Article 4    The inside cover of the prospectus shall be printed with the following items relevant to the STO in sequential order:
  1. Sources of paid-in capital before the STO, including any cash capital increase, capital increase through capitalization of retained earnings, capital increase through capitalization of capital reserve, capital increase in connection with a merger, and other sources of funds, and the respective ratios thereof to the paid-in capital amount.
  2. Name, address, website URL, and telephone number of the securities firm.
  3. Names and firm name, address, website URL, and telephone number of the CPAs who attested the most recent annual financial report.
  4. Names and organization name, address, website URL, and telephone number of the information technology professional(s).
  5. Names and firm name, address, website URL, and telephone number of the financial professional(s).
  6. Names and firm name, address, website URL, and telephone number of the attorney(s).

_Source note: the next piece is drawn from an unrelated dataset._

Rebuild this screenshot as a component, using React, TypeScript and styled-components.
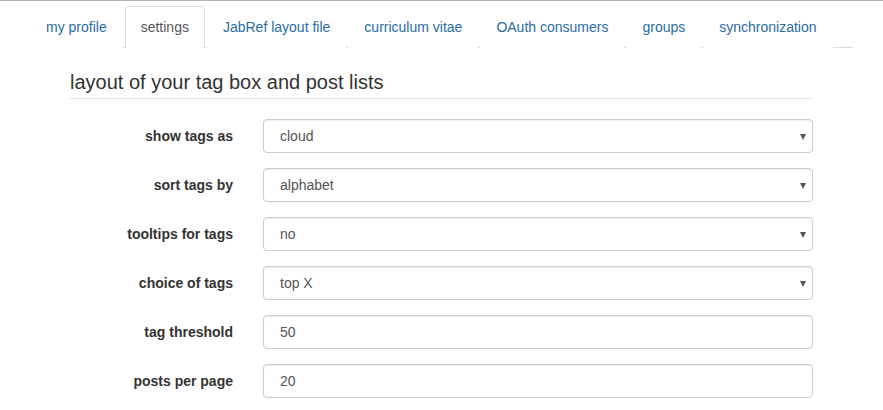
import React from "react"
import styled, { createGlobalStyle } from "styled-components"

const GlobalStyle = createGlobalStyle`
  html, body {
    margin: 0;
    padding: 0;
    background: #fff;
    font-family: "Liberation Sans", Arial, sans-serif;
    font-size: 14px;
    color: #333;
  }
`

const Page = styled.div`
  border-top: 1px solid #b4b4b4;
  padding: 5px 30px 0 30px;
  width: 823px;
`

const Tabs = styled.ul`
  list-style: none;
  margin: 0;
  padding: 0;
  display: flex;
  border-bottom: 1px solid #ddd;
`

const Tab = styled.li<{ $active?: boolean }>`
  margin-right: 2px;
  margin-bottom: -1px;
  a {
    display: block;
    padding: 10px 15px;
    line-height: 20px;
    text-decoration: none;
    border: 1px solid ${(p) => (p.$active ? "#ddd" : "transparent")};
    border-bottom-color: ${(p) => (p.$active ? "#fff" : "transparent")};
    border-radius: 4px 4px 0 0;
    background: #fff;
    color: ${(p) => (p.$active ? "#555" : "#2a6ca5")};
  }
`

const Section = styled.section`
  padding: 0 40px;
`

const Heading = styled.h3`
  margin: 23px 0 20px;
  padding-bottom: 5px;
  border-bottom: 1px solid #e5e5e5;
  font-size: 20px;
  font-weight: normal;
  line-height: 22px;
  color: #333;
`

const Form = styled.form`
  display: grid;
  grid-template-columns: 163px 550px;
  column-gap: 30px;
  row-gap: 15px;
`

const Label = styled.label`
  font-weight: bold;
  text-align: right;
  line-height: 34px;
  color: #333;
`

const SelectWrap = styled.div`
  position: relative;
`

const Control = styled.input`
  box-sizing: border-box;
  width: 100%;
  height: 34px;
  padding: 6px 16px;
  font: inherit;
  color: #555;
  background: #fff;
  border: 1px solid #ccc;
  border-radius: 4px;
  box-shadow: inset 0 1px 1px rgba(0, 0, 0, 0.075);
  outline: none;
`

const Select = styled.select`
  box-sizing: border-box;
  width: 100%;
  height: 34px;
  padding: 6px 16px;
  font: inherit;
  color: #555;
  background: #fff;
  border: 1px solid #ccc;
  border-radius: 4px;
  box-shadow: inset 0 1px 1px rgba(0, 0, 0, 0.075);
  appearance: none;
  outline: none;
`

const Caret = styled.span`
  position: absolute;
  right: 7px;
  top: 15px;
  width: 0;
  height: 0;
  border-left: 3px solid transparent;
  border-right: 3px solid transparent;
  border-top: 6px solid #555;
  pointer-events: none;
`

const tabs = [
  "my profile",
  "settings",
  "JabRef layout file",
  "curriculum vitae",
  "OAuth consumers",
  "groups",
  "synchronization",
]

const rows: { label: string; value: string; select?: boolean }[] = [
  { label: "show tags as", value: "cloud", select: true },
  { label: "sort tags by", value: "alphabet", select: true },
  { label: "tooltips for tags", value: "no", select: true },
  { label: "choice of tags", value: "top X", select: true },
  { label: "tag threshold", value: "50" },
  { label: "posts per page", value: "20" },
]

export default function App() {
  return (
    <>
      <GlobalStyle />
      <Page>
        <Tabs>
          {tabs.map((t) => (
            <Tab key={t} $active={t === "settings"}>
              <a href="#">{t}</a>
            </Tab>
          ))}
        </Tabs>
        <Section>
          <Heading>layout of your tag box and post lists</Heading>
          <Form>
            {rows.map((r) => (
              <React.Fragment key={r.label}>
                <Label>{r.label}</Label>
                {r.select ? (
                  <SelectWrap>
                    <Select defaultValue={r.value}>
                      <option>{r.value}</option>
                    </Select>
                    <Caret />
                  </SelectWrap>
                ) : (
                  <Control defaultValue={r.value} />
                )}
              </React.Fragment>
            ))}
          </Form>
        </Section>
      </Page>
    </>
  )
}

  7. Names, titles, contact telephone numbers, and email addresses of the spokesperson and deputy spokesperson.
  8. Company website URL.
Article 5    The back cover of the prospectus shall be stamped with the company seal and signed or sealed by the responsible person.
    The CPAs, information technology professional(s), financial professional(s), attorney(s), and other professionals shall sign or seal the prospectus indicating their endorsement of the part for which they are responsible.
Article 6    The items required under these Rules shall all be included in the Prospectus, which shall also contain an index, page references and summary (Table 1). If any required content is not applicable or may be omitted pursuant to the TPEx's approval, the notation "N/A" or "omitted" shall be added after the relevant item.
    If any required information would be repeated, it is permissible to note the information in just one place, and include an annotation referencing the page number of that place wherever else the information is required.